Wir meiden den Schmerz, das ist evolutionär korrekt und sinnvoll. Ohne Leid keine Freude. Sie bekommen hier nichts „geliefert“ ohne dass „man“ Ihnen gleich das Gegenteil mitliefert – allerdings oft mit zeitlichem Versatz, der dann die Illusion erzeugt, das eine habe mit dem anderen nichts zu tun. So gesehen wäre tatsächlich langsam mal ein „Paradies“ fällig – was aber auch wieder vergänglich wäre. Wenn man beispielsweise ein Auto kauft, hat man den Schrotthaufen gleich mitgekauft. Nur wird der erst viel später sichtbar – im besten Fall nach Generationen. Die spannende Frage, ob das auch umgekehrt ginge, beantwortet die Entropie bzw. der sog. Zeitpfeil. Dieser könnet das o.g. „fällige Paradies“ auch verhindern. Wir hocken also auf einer Art Fliessband, das nur in eine Richtung läuft. Am Rande scheinen einige Figuren zu stehen, die uns den Absprung schmackhaft machen wollen – das sind dann die Gurus, Philosophen und Priester. Schaut man aber genauer hin, sieht man, dass diese Leute auch auf dem Fliessband stehen. Suchen Sie den, der nicht auf dem Fliessband steht.

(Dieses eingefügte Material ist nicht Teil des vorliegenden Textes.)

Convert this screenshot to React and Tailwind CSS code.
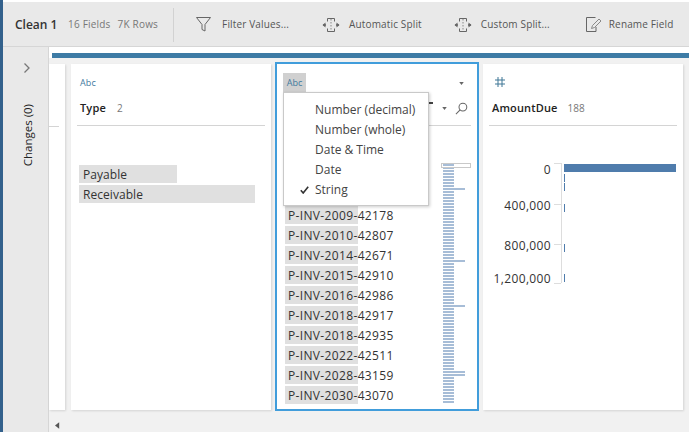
import React from "react";

const font = { fontFamily: '"Open Sans", "Noto Sans", sans-serif' };

function Tool({ icon, label, className = "" }) {
  return (
    <div className={"flex items-center " + className}>
      {icon}
      <span className="text-[10px] text-[#555] tracking-[0.15px] whitespace-nowrap">{label}</span>
    </div>
  );
}

const FilterIcon = (
  <svg width="15" height="15" viewBox="0 0 15 15" fill="none" stroke="#666" strokeWidth="1" className="mr-[11px]">
    <path d="M.5 .5h14L9 7.500v6.500l-3-1.500V7.500z" />
  </svg>
);
const SplitIcon = (
  <svg width="18" height="14" viewBox="0 0 18 14" fill="none" stroke="#666" strokeWidth="1" className="mr-[9px]">
    <path d="M5.500 3.500V.5h7v3M5.500 10.500v3h7v-3" />
    <path d="M9 1v12" strokeDasharray="1.500 1.500" stroke="#888" />
    <path d="M1 7h3M14 7h3" strokeWidth="1.400" />
    <path d="M3.500 4.500 .5 7l3 2.500zM14.500 4.500l3 2.500-3 2.500z" fill="#666" stroke="none" />
  </svg>
);
const RenameIcon = (
  <svg width="16" height="15" viewBox="0 0 16 15" fill="none" stroke="#666" strokeWidth="1" className="mr-[7px]">
    <path d="M9.500 .5H.5v14h9.500V10" />
    <path d="M13 2 15 4 8.500 10.500 5.500 11.500l1-3z" stroke="#888" />
  </svg>
);

const invoices = ["2009-42178","2010-42807","2014-42671","2015-42910","2016-42986","2018-42917","2018-42935","2022-42511","2028-43159","2030-43070"];
const longBars = new Set([8, 32, 47, 69, 70]);
const bars = Array.from({ length: 80 }, (_, i) => i);
const menu = ["Number (decimal)", "Number (whole)", "Date & Time", "Date", "String"];

function Header({ name, count }) {
  return (
    <div className="mx-[6px] h-[62px] border-b border-[#d4d4d4] px-[3px]">
      <div className="h-[37px] pt-[12px] text-[9px] leading-[14px] text-[#3f7a9e] tracking-[0.1px]">Abc</div>
      <div className="flex items-center h-[14px]">
        <span className="text-[11px] font-semibold text-[#222] tracking-[0.15px]">{name}</span>
        <span className="text-[10px] text-[#777] ml-[11px]">{count}</span>
      </div>
    </div>
  );
}

export default function App() {
  return (
    <div className="w-[689px] h-[432px] flex overflow-hidden bg-white" style={font}>
      <div className="w-[3px] bg-[#33618c] shrink-0" />
      <div className="flex-1 flex flex-col pt-[2px] min-w-0">
        <div className="h-[45px] shrink-0 bg-[#e9e9e9] border-b border-[#d6d6d6] flex items-center pl-[12px] pt-[1px]">
          <span className="text-[12px] font-semibold text-[#333] w-[53px] whitespace-nowrap">Clean 1</span>
          <span className="text-[10px] text-[#777] tracking-[0.2px] whitespace-nowrap">16 Fields</span>
          <span className="text-[10px] text-[#777] tracking-[0.2px] whitespace-nowrap ml-[7px]">7K Rows</span>
          <div className="w-px h-[34px] bg-[#d2d2d2] ml-[15px] mr-[22px]" />
          <Tool icon={FilterIcon} label="Filter Values..." />
          <Tool icon={SplitIcon} label="Automatic Split" className="ml-[33px]" />
          <Tool icon={SplitIcon} label="Custom Split..." className="ml-[32px]" />
          <Tool icon={RenameIcon} label="Rename Field" className="ml-[36px]" />
        </div>
        <div className="flex-1 flex min-h-0">
          <div className="w-[46px] shrink-0 bg-[#e9e9e9] border-r border-[#d6d6d6] flex flex-col items-center">
            <svg width="8" height="12" viewBox="0 0 8 12" fill="none" stroke="#777" strokeWidth="1.300" className="mt-[15px] ml-[2px]">
              <path d="M1.500 1.500 6 6l-4.500 4.500" />
            </svg>
            <span className="mt-[30px] ml-[5px] text-[11.5px] text-[#222] [writing-mode:vertical-rl] rotate-180 whitespace-nowrap">Changes (0)</span>
          </div>
          <div className="flex-1 min-w-0 flex flex-col bg-[#f1f1f1]">
            <div className="h-[6px] bg-white shrink-0" />
            <div className="h-[5px] bg-white shrink-0 pl-[3px]"><div className="h-full bg-[#3d7ba5]" /></div>
            <div className="h-[6px] shrink-0" />
            <div className="h-[346px] shrink-0 flex items-stretch">
              <div className="w-[16px] shrink-0 bg-white shadow-[1px_1px_2px_rgba(0,0,0,0.12)] pt-[62px]">
                <div className="w-[10px] border-b border-[#d4d4d4]" />
              </div>
              <div className="w-[200px] ml-[6px] shrink-0 bg-white shadow-[1px_1px_2px_rgba(0,0,0,0.12)]">
                <Header name="Type" count="2" />
                <div className="mt-[39px] ml-[8px] flex flex-col gap-[2px] text-[12px] text-[#333] tracking-[0.05px]">
                  <div className="w-[98px] h-[18px] bg-[#e0e0e0] leading-[20px] pl-[4px]">Payable</div>
                  <div className="w-[176px] h-[18px] bg-[#e0e0e0] leading-[20px] pl-[4px]">Receivable</div>
                </div>
              </div>
              <div className="w-[204px] ml-[4px] shrink-0 h-[349px] -mt-[2px] bg-white border-[2px] border-[#419ddb] relative z-10 flex flex-col">
                <div className="h-[62px] mx-[6px] border-b border-[#d4d4d4] shrink-0">
                  <div className="flex items-start h-[28px] pt-[9px]">
                    <div className="w-[23px] h-[19px] bg-[#d0d0d0] text-[9px] leading-[19px] text-center text-[#3f7a9e]">Abc</div>
                    <svg width="5" height="3" viewBox="0 0 6 4" className="ml-auto mr-[7px] mt-[9px]"><path d="M0 0h6L3 4z" fill="#666" /></svg>
                  </div>
                  <div className="flex items-center justify-end h-[16px] mt-[8px] pr-[3px]">
                    <div className="w-[4px] h-[2px] bg-[#444] mr-[9px] -mt-[10px]" />
                    <svg width="5" height="3" viewBox="0 0 6 4" className="mr-[8px]"><path d="M0 0h6L3 4z" fill="#666" /></svg>
                    <svg width="13" height="13" viewBox="0 0 14 14" fill="none" stroke="#666" strokeWidth="1.100">
                      <circle cx="8.500" cy="5.500" r="4.200" />
                      <path d="M5.500 8.500 1 13" />
                    </svg>
                  </div>
                </div>
                <div className="relative flex-1 flex min-h-0">
                  <div className="pl-[8px] pt-[80px] flex flex-col gap-[2px] w-[166px] shrink-0">
                    {invoices.map((v) => (
                      <div key={v} className="relative h-[18px] text-[12px] leading-[20px] text-[#333] tracking-[0.35px] whitespace-nowrap">
                        <div className="w-[73px] h-[18px] bg-[#e0e0e0]" />
                        <span className="absolute left-[3px] top-0">P-INV-{v}</span>
                      </div>
                    ))}
                  </div>
                  <div className="relative pt-[38px] flex flex-col gap-[1px]">
                    {bars.map((i) => (
                      <div key={i} className={(longBars.has(i) ? "w-[22px]" : "w-[11px]") + " h-[2px] bg-[#a7bdd7] shrink-0"} />
                    ))}
                    <div className="absolute left-[-2px] top-[37px] w-[30px] h-[5px] border border-[#c9c9c9]" />
                  </div>
                </div>
                <div className="absolute left-[6px] top-[28px] w-[146px] h-[114px] bg-white border border-[#c9c9c9] shadow-[1px_1px_3px_rgba(0,0,0,0.2)] pt-[7px] text-[12px] text-[#444]">
                  {menu.map((m) => (
                    <div key={m} className="h-[20px] leading-[20px] pl-[31px] relative whitespace-nowrap">
                      {m === "String" && (
                        <svg width="9" height="8" viewBox="0 0 9 8" fill="none" stroke="#333" strokeWidth="1.600" className="absolute left-[16px] top-[6px]">
                          <path d="M.8 4.200 3.200 7 8.200 .8" />
                        </svg>
                      )}
                      {m}
                    </div>
                  ))}
                </div>
              </div>
              <div className="w-[200px] ml-[4px] shrink-0 bg-white shadow-[1px_1px_2px_rgba(0,0,0,0.12)]">
                <div className="mx-[6px] h-[62px] border-b border-[#d4d4d4] px-[3px]">
                  <div className="h-[37px] pt-[13px] pl-[3px]">
                    <svg width="10" height="10" viewBox="0 0 10 10" fill="none" stroke="#3f7796" strokeWidth="1">
                      <path d="M3 0v10M7 0v10M0 3h10M0 7h10" />
                    </svg>
                  </div>
                  <div className="flex items-center h-[14px]">
                    <span className="text-[11px] font-semibold text-[#222] tracking-[0.15px]">AmountDue</span>
                    <span className="text-[10px] text-[#777] ml-[10px]">188</span>
                  </div>
                </div>
                <svg width="200" height="170" viewBox="0 0 200 170" className="block">
                  <g fontFamily='"Open Sans", sans-serif' fontSize="12" fill="#333" textAnchor="end" letterSpacing="0.35">
                    <text x="68" y="48">0</text>
                    <text x="68" y="84">400,000</text>
                    <text x="68" y="124">800,000</text>
                    <text x="68" y="157">1,200,000</text>
                  </g>
                  <g stroke="#ddd" strokeWidth="1" fill="none">
                    <path d="M78.500 37v120M71 37.500h7M71 78.500h7M71 118.500h7M71 157.500h7" />
                  </g>
                  <rect x="81" y="38" width="112" height="8" fill="#4f7cac" />
                  <g fill="#4f7cac">
                    <rect x="81" y="48" width="1" height="8" />
                    <rect x="81" y="57" width="1" height="8" />
                    <rect x="81" y="78" width="1" height="8" />
                    <rect x="81" y="118" width="1" height="8" />
                    <rect x="81" y="148" width="1" height="8" />
                  </g>
                </svg>
              </div>
            </div>
            <div className="flex-1 pl-[6px] pt-[12px]">
              <svg width="5" height="7" viewBox="0 0 6 8" className="block"><path d="M5 0v8L0 4z" fill="#555" /></svg>
            </div>
          </div>
        </div>
      </div>
    </div>
  );
}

Und wenn alles nichts hilft, haben wir ja noch die Ewigkeit. Angesichts dieser verblassen alle unsere Bestrebungen zur Bedeutungslosigkeit – das Ego ist futsch :-)

Ein Buddhist hat mal gesagt: Wenn wir geboren werden, weinen wir, während alle anderen lachen. Wenn wir sterben, weinen die anderen und wir haben vielleicht die großen Chancen zu lachen – aber dazu muss man dann aber an die Aussagen des tibetischen Totenbuches glauben, das für mich nur ein Buch wunderbarer Projektionen des Bewusstseins ist und kein Wegweiser in gute Wiedergeburten (daran glaube ich nicht).

Mit freundlichen Grüßen
Egon de Neidels

p.s. Ich sehe gerade noch rechtzeitig vor dem Einspeichern, Ihren Beitrag, Herr Heim und danke Ihnen dafür. Ich denke aber, Herr Keil sieht das Problem schon differenzierter, als es beim Eingangsbeitrag scheint.